XO sembra un lento ottovolante, su e giù tra sentimenti altalenanti tristezza, ricerca di serenità, felicità. La perfezione estetica di Smith (di questo si tratta, di perfezione e rigore d'estetica pop) si manifesta ancora in magnifiche ballate per chitarra e orchestra come “Bottle up end Explode” e nell'elettrica “Question Mark” uno dei pezzi più “duri” di Smith, contrappuntato da un saxofono nella prima parte e una chitarra quasi funk si apre in un refrain killer, capolavoro.

Dopo una dolente “everibody cares, everibody understand” dal finale mozzafiato tra assoli di chitarra che sembrano flauti e un crescendo d'archi di cui George Martin sarebbe orgoglioso, il disco si chiude con un pezzo per solo voce e cori, dove Smith si trasforma in un mellotron umano. “I didn't understand” è un distillato di tristezza, come da abitudine Elliott Smith lascia l'ascoltatore con la canzone più triste dell'intero disco, come in precedenza ha fatto con “The biggest lie” (a conti fatti il capolavoro assoluto di Smith e l'apice del suo personale concetto di disperazione, io, per tanti motivi, non riesco più ad ascoltarla tanto è il dolore che emana e i ricordi che fa riaffiorare alla mente), “Say Yes” e in futuro farà con la gelida “Bye” e la postuma e chiarificatrice “...a distorted reality is now a necessity to be free”.

Il calvario interiore di Smith è il nostro calvario, un discesa ripida verso il fondo, molte volte noi riusciamo ad aggrapparci a qualcosa, io per esempio anche alle sue canzoni, lui invece non è riuscito, nonostante tutto l'amore che contenesse, a trovare nulla per cui valesse la pena continuare a soffrire.

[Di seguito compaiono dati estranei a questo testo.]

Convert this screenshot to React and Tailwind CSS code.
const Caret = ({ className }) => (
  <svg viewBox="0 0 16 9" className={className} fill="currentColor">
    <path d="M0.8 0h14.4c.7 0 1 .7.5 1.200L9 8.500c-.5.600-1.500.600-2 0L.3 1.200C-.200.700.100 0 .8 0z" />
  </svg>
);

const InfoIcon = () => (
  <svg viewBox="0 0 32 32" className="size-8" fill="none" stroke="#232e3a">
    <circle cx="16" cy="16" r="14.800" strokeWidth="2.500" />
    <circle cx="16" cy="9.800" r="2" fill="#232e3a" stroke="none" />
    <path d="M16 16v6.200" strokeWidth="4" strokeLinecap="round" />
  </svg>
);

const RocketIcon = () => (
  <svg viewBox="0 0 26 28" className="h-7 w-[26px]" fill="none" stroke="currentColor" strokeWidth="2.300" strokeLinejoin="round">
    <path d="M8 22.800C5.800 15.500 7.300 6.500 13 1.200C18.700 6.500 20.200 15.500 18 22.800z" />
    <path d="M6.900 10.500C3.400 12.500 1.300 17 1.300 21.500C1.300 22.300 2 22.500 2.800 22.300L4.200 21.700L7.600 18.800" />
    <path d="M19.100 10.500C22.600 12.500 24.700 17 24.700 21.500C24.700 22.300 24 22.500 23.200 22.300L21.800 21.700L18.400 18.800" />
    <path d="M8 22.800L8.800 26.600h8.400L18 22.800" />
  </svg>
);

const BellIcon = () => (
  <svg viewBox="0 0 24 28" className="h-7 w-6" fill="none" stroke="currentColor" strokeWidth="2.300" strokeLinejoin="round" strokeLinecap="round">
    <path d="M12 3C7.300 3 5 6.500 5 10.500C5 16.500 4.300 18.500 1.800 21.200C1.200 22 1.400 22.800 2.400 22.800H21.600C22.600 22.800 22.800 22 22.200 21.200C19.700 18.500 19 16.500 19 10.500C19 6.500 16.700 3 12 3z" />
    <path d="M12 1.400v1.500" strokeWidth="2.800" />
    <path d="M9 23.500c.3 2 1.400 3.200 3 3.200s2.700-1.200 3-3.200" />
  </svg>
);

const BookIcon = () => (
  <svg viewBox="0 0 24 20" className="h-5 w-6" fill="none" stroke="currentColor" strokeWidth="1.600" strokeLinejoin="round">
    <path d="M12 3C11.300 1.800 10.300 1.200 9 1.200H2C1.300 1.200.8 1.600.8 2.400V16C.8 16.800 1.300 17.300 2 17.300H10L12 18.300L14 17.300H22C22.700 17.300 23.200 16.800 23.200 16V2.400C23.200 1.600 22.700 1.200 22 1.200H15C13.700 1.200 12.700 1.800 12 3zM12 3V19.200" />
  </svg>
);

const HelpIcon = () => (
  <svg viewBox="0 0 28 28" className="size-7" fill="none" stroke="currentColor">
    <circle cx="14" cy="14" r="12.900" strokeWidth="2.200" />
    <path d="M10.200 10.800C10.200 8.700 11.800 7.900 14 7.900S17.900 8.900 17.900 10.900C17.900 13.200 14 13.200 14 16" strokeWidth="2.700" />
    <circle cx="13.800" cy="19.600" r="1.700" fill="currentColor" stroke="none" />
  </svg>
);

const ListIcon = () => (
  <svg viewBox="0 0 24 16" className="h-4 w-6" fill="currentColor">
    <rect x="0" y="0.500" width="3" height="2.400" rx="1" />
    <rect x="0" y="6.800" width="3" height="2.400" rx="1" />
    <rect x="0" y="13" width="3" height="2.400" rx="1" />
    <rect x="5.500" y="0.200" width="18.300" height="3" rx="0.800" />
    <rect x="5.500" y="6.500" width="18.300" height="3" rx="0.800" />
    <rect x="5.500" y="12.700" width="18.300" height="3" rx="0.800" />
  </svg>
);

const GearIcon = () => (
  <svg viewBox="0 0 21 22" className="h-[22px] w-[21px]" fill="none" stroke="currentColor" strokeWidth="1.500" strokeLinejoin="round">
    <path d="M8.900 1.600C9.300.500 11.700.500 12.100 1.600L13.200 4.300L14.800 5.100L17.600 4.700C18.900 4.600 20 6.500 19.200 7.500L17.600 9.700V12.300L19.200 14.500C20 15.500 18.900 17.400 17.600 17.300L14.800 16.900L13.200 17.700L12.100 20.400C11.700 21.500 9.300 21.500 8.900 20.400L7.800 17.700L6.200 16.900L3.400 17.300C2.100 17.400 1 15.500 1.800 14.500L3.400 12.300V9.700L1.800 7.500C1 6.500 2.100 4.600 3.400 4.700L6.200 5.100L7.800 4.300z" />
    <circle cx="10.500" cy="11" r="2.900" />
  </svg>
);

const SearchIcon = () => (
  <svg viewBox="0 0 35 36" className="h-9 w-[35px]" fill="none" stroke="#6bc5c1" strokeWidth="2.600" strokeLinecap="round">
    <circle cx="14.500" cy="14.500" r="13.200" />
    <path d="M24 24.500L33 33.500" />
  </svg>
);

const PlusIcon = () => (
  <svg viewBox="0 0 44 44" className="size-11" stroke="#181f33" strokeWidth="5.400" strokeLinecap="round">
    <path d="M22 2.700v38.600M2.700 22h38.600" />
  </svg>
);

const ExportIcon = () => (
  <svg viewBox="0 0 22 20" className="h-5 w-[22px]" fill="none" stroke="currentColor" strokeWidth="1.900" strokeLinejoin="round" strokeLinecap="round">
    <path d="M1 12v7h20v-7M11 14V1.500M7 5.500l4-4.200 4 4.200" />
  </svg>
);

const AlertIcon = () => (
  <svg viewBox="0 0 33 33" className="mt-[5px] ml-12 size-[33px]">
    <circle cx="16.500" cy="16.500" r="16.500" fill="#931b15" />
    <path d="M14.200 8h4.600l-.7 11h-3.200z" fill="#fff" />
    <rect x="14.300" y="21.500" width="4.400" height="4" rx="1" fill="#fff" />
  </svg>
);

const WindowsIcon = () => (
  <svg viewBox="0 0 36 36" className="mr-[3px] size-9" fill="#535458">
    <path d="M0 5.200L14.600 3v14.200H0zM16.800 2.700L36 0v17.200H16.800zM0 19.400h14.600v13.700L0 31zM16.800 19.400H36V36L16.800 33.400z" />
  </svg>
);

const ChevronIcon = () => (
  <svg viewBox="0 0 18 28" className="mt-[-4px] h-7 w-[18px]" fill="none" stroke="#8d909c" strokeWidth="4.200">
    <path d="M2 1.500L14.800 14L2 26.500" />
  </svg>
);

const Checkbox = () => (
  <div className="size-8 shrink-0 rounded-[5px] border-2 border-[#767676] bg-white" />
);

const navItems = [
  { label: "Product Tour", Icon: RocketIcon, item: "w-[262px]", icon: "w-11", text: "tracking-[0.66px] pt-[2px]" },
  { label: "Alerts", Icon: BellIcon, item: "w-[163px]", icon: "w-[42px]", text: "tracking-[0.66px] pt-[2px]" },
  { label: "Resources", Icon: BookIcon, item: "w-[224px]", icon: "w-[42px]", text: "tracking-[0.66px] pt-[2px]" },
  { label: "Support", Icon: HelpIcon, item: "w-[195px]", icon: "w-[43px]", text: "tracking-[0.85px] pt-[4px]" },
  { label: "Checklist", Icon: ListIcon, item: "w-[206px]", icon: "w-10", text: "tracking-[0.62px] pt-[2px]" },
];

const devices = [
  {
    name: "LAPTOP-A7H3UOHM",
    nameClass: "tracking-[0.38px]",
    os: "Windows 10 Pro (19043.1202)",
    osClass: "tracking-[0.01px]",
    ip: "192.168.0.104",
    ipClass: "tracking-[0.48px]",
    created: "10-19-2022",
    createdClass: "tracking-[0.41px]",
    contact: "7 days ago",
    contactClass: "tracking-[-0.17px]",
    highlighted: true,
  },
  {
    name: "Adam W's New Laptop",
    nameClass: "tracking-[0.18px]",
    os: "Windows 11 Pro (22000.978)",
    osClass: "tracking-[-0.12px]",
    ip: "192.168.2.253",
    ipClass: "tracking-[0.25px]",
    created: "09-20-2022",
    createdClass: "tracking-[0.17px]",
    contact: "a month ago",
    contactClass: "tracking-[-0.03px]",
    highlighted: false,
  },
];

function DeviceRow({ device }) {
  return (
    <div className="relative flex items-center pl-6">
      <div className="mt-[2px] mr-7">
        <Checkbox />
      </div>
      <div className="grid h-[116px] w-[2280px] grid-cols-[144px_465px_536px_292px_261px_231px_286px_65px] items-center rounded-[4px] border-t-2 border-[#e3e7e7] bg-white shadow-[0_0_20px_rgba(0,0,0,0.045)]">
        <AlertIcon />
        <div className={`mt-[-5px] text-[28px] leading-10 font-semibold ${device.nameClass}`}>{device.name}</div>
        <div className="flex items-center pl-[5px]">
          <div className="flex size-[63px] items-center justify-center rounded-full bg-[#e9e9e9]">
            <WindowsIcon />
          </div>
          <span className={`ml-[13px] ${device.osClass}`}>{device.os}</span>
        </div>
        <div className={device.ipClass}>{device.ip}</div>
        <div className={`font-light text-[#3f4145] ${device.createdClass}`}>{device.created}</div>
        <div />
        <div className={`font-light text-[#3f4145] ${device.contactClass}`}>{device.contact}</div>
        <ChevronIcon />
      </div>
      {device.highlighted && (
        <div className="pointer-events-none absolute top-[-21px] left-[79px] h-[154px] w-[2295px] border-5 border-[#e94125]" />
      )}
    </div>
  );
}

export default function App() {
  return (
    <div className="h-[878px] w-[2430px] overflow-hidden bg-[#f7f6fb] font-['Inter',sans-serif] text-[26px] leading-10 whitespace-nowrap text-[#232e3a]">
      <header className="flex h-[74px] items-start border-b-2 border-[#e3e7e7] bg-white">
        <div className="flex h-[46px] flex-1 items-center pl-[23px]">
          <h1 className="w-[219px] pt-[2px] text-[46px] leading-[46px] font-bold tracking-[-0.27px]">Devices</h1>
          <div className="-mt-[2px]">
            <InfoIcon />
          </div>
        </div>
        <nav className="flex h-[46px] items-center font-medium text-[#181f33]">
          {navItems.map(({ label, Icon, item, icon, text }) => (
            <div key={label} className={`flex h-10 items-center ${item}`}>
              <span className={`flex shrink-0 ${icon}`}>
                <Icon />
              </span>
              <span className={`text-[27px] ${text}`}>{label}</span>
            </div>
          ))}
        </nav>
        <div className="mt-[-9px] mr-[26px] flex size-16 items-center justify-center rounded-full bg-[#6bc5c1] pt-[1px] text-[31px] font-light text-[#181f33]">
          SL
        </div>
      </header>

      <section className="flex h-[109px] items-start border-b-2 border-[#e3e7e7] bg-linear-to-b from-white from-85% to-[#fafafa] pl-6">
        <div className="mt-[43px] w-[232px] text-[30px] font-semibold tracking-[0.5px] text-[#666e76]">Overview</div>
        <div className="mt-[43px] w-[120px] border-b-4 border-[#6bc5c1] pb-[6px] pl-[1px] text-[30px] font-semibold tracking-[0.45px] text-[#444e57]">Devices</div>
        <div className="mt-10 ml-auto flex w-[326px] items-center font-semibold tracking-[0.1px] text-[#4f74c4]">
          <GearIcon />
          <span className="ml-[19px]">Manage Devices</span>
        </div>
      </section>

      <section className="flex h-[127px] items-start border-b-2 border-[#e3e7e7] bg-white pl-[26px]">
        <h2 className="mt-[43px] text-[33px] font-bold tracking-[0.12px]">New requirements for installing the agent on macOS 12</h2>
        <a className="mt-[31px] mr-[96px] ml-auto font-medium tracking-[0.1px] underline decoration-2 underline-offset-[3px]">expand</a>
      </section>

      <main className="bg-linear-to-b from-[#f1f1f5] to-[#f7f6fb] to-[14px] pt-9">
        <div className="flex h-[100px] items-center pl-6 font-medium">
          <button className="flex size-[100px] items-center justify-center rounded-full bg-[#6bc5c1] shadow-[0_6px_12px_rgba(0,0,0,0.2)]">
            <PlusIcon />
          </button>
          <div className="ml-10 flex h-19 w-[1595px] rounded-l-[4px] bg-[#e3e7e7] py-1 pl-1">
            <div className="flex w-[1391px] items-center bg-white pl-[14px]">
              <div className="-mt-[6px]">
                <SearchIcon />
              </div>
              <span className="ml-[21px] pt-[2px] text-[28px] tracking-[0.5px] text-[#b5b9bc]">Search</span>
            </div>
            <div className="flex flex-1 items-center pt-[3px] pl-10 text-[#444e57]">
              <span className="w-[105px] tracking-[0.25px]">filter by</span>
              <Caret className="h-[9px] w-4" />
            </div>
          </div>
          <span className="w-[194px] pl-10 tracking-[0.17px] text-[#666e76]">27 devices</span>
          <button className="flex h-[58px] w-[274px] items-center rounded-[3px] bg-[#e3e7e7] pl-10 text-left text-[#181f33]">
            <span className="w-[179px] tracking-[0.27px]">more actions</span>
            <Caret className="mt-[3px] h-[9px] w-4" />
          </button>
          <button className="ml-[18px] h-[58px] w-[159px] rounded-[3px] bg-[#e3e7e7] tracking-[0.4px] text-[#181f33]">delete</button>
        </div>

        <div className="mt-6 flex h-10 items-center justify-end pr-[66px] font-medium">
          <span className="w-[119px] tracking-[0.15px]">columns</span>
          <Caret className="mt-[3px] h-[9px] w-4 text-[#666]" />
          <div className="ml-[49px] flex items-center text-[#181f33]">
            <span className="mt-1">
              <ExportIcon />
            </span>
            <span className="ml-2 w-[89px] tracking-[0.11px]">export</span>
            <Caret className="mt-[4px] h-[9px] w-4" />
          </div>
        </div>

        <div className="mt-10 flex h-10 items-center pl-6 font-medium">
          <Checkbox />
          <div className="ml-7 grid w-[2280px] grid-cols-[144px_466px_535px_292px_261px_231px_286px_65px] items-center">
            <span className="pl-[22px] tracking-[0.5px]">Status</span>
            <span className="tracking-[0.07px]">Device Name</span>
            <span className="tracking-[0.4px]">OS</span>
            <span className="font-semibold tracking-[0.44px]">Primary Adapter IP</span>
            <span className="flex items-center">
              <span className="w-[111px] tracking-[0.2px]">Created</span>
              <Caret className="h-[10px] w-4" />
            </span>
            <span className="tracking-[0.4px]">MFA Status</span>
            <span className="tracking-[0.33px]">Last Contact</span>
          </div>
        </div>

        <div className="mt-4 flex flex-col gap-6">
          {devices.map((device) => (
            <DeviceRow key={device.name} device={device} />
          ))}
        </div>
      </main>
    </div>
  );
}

Nessuno prima, forse solo Drake, e nessuno dopo, o assieme (no, nemmeno Will Oldham, se ve lo state domandando) ha raccontato il dolore e la rassegnazione come l'ha raccontata Smith, senza dover per forza scrivere testi macchiati di sangue o devastazione interiore, lasciando che fosse la sua voce ad interpretare il suo animo.

Sono stato fortunato a viverlo in diretta a 18anni, Elliott Smith, lo so, una cura formidabile contro la durezza di un'età infame.